To be fair, Airalo isn't the right pick for everyone. If you're a heavy data user — the kind who video-calls from a bench in Central Park and streams podcasts on the Q train across the Manhattan Bridge — Holafly's unlimited plans remove the mental math entirely, even if the per-day cost runs higher. And if you're staying longer than two weeks, a local prepaid eSIM from T-Mobile or a physical SIM from a shop on Canal Street in Chinatown might save you real money. Airalo's sweet spot is the five-to-ten-day visitor who wants reliable service across all five boroughs without overpaying or fiddling with settings in the arrivals hall at Newark Liberty.

One thing that catches people off guard: LaGuardia has surprisingly spotty indoor coverage in some of the older terminal sections, and if your eSIM activation requires downloading a profile over cellular, you might end up hovering near a window. JFK's terminals are better, and Newark is somewhere in between. Mind you, most providers now let you install the eSIM profile over Wi-Fi before departure, which sidesteps the airport connectivity lottery entirely. Do that. Install it at home, activate when you land, and you'll walk out of the terminal with a working connection while everyone else is hunting for the free airport Wi-Fi password.

The full list

  1. Airalo

    Runs on T-Mobile's network, which now covers most Manhattan subway stations and handles the signal-bounce in Midtown's glass corridors. Plans start around $4.50/GB with no activation fee. QR-code setup works before you leave home — land at JFK with service already live.

  2. Holafly

    Unlimited data on AT&T's backbone removes the anxiety of burning through a cap while navigating from the Upper West Side to Dumbo.
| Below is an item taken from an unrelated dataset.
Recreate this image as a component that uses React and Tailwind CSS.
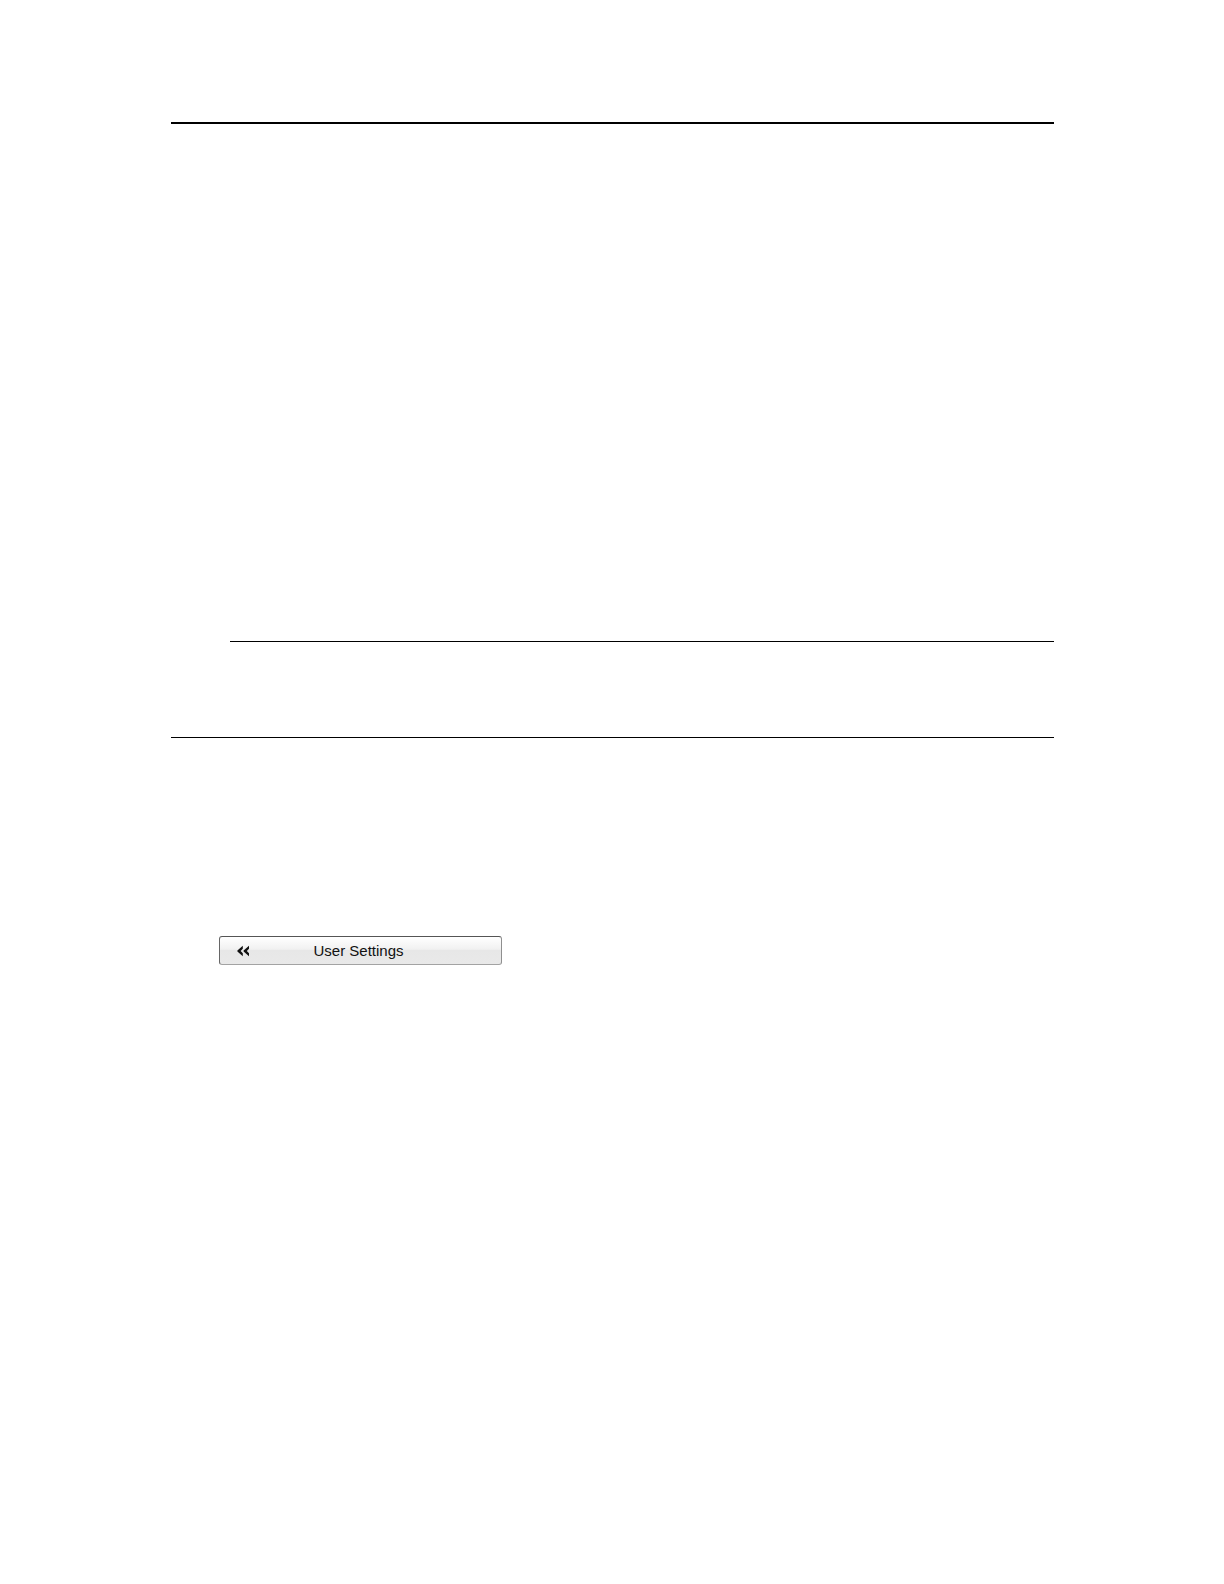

Slightly pricier per day, but you'll never hit a throttle wall streaming directions through the Holland Tunnel traffic.

  3. Nomad eSIM

    Strong T-Mobile coverage across all five boroughs and competitive 5 GB pricing. The app is straightforward — good for a first-time eSIM user landing at Newark Liberty who doesn't want to troubleshoot activation in the terminal.

  4. Ubigi

    Solid AT&T-backed plans with reliable service in Brooklyn and Queens residential neighborhoods where some cheaper providers lose signal strength. Their 3 GB plan suits a long-weekend visitor mostly staying in Williamsburg or Park Slope.

  5. Saily

    Privacy-focused eSIM with built-in VPN worth considering if you'll be hopping between coffee-shop Wi-Fi networks in the East Village and SoHo. T-Mobile backbone with decent subway coverage along the 6 train corridor.

  6. Maya Mobile

    Budget-friendly at roughly $3/GB with T-Mobile coverage that holds up well along the 7 train through Flushing and Jackson Heights. No app required — pure QR activation, which is one less thing to deal with on landing day.

  7. Alosim

    Among the cheapest per-gigabyte options for a short NYC trip. Coverage is adequate above ground in Midtown and Lower Manhattan, though it can thin out underground on the older IND lines. Fine for a three-day visit.

  8. Roamless

    Pay-as-you-go model suits visitors who mostly use hotel Wi-Fi and only need cellular for navigating between Grand Central and their dinner reservation in Hell's Kitchen. You pay for what you actually consume — nothing wasted.

  9. Yesim

    App-based activation with AT&T coverage that works well around the High Line and Hudson Yards area. Pricing sits mid-range. The app can be finicky on older phones, which is the main knock against it for some travelers.

  10. GigSky

    Premium-priced but uses AT&T's network with strong coverage at both JFK and LaGuardia. Best suited for business travelers who need consistent service for calls in the Financial District and don't mind paying more for it.